Alert to sting rays and electric eels, we waded up cola-colored streams and snorkeled deeper pools, looking for tiny colorful fish among tangled roots. Every year, forests throughout the Amazon basin are flooded by rains and snowmelt from the Andes. We canoed over top of flooded jungles, cruising like birds in treetops, eye to eye with canopy dwellers. Caimans eyed us from the water's surface, scarlet macaws from above. The flooded forest feeds this ecosystem.

 

At the time of our voyage, nearly all the tiny fish you see in your doctor’s waiting-room aquarium—cardinal tetras, neon-green tetras, iridescent Heckel discus— came from a small town on this tea-colored river in the middle of the Amazon basin. This global trade offered an economic alternative to mining and deforestation, a potential way to save the river, the ecosystem, and the people who live here, as long as the harvest was sustainable.

 

Each year, this curious little fishing town would put on an elaborate celebration of their two most famous residents: tetra and discus.
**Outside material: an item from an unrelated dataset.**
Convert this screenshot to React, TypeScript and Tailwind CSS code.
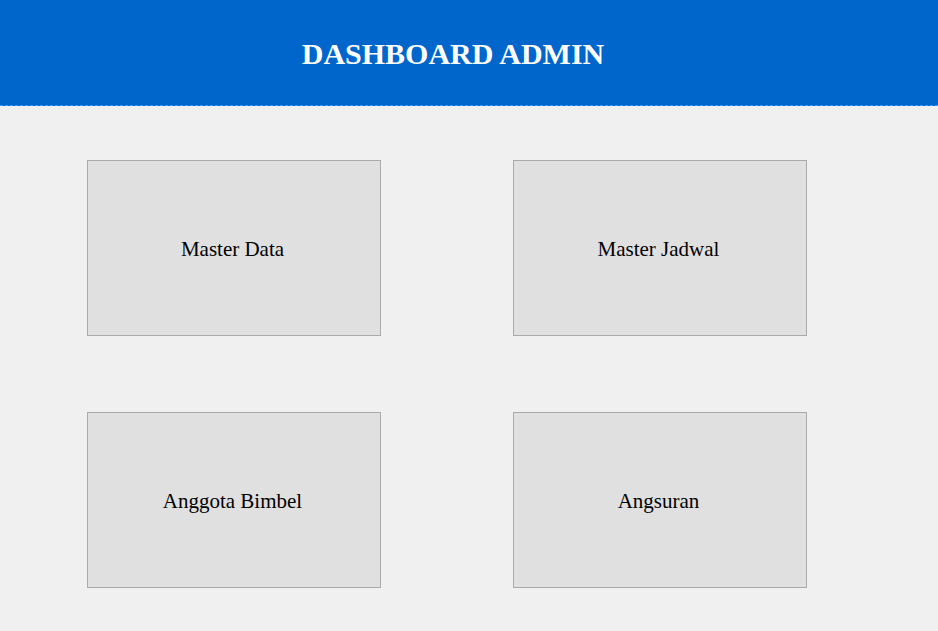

Two teams of fish-costumed dancers challenged each other with elaborate parade floats and choreographed histories of the Rio Negro, from its indigenous people to the Portuguese rubber trade, and of course, its fish. Music and dancing continued until dawn to celebrate the tiny fish that were the town's main livelihood. 

 

Since our voyage up the Rio Negro, most tetras and discus come from Asian aquaculture and the local aquarium fishery is being replaced by a sport fishing industry aimed at bigger fish and thrill-seeking tourists. The rise and fall of the Rio Negro continues, with the ebb and flow of hope for those who live here.